DESTINATION MURDER. RKO Radio Pictures, 1950. Joyce Mackenzie, Stanley Clements, Hurd Hatfield, Albert Dekker, Myrna Dell, James Flavin, John Dehner, Suzette Harbin, Franklyn Farnum. Story & screenplay: Don Martin. Director: Edward L. Cahn. Streaming online here at the Internet Archive.

   When her father is killed in his doorway by a messenger boy, a young woman (Joyce Mackenzie) thinks that the police are working too slowly on the case, and she decides to some detective work on her own. Feeling the cops aren’t showing enough interest in the fellow she picked out of a police lineup, she begins a phony romance with him.

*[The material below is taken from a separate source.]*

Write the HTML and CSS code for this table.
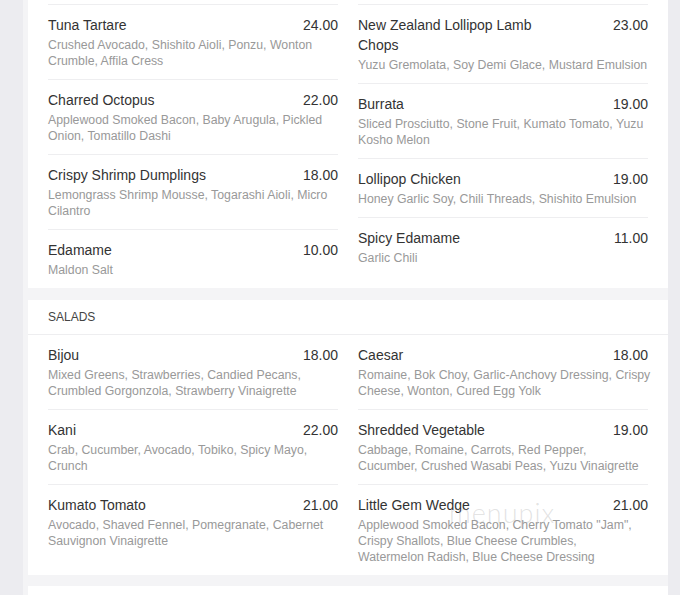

   This leads to her getting a job as a hatcheck girl at the club run by a known gangster (Albert Dekker), which of course gets her into even more danger, not to mention yet another romantic entanglement, this time with the club’s manager (Hurd Hatfield). Even though the movie is only 70 minutes long, this short summary includes only the minimum of the story line, not including a tremendous twist about two-thirds of the way through.

   And I do have to mention the brassy blonde presence of Myrna Dell as the gangster’s girl, or so he thinks. She definitely has different ideas about that.

   Joyce MacKenzie, a new face to me, is a brunette in the Jane Wyatt or Barbara Hale mode, while Stanly Clement as a wise-ass but mostly dopey killer-for-hire, went on to lead the Bowery Boys after Leo Gorcey retired. He was probably typecast in many other similar roles.

   The ending falls a bit flat, or so it seemed to me, but otherwise the players all had some name value and turned in more than adequate performances. No weak links in this one.

   The film itself is sometimes lumped into the film noir category, but if so, it’s only marginally. It’s a straight forward detective thriller in the nightclub and other nightlife vein, and for the time, it was (and is) one of the better ones.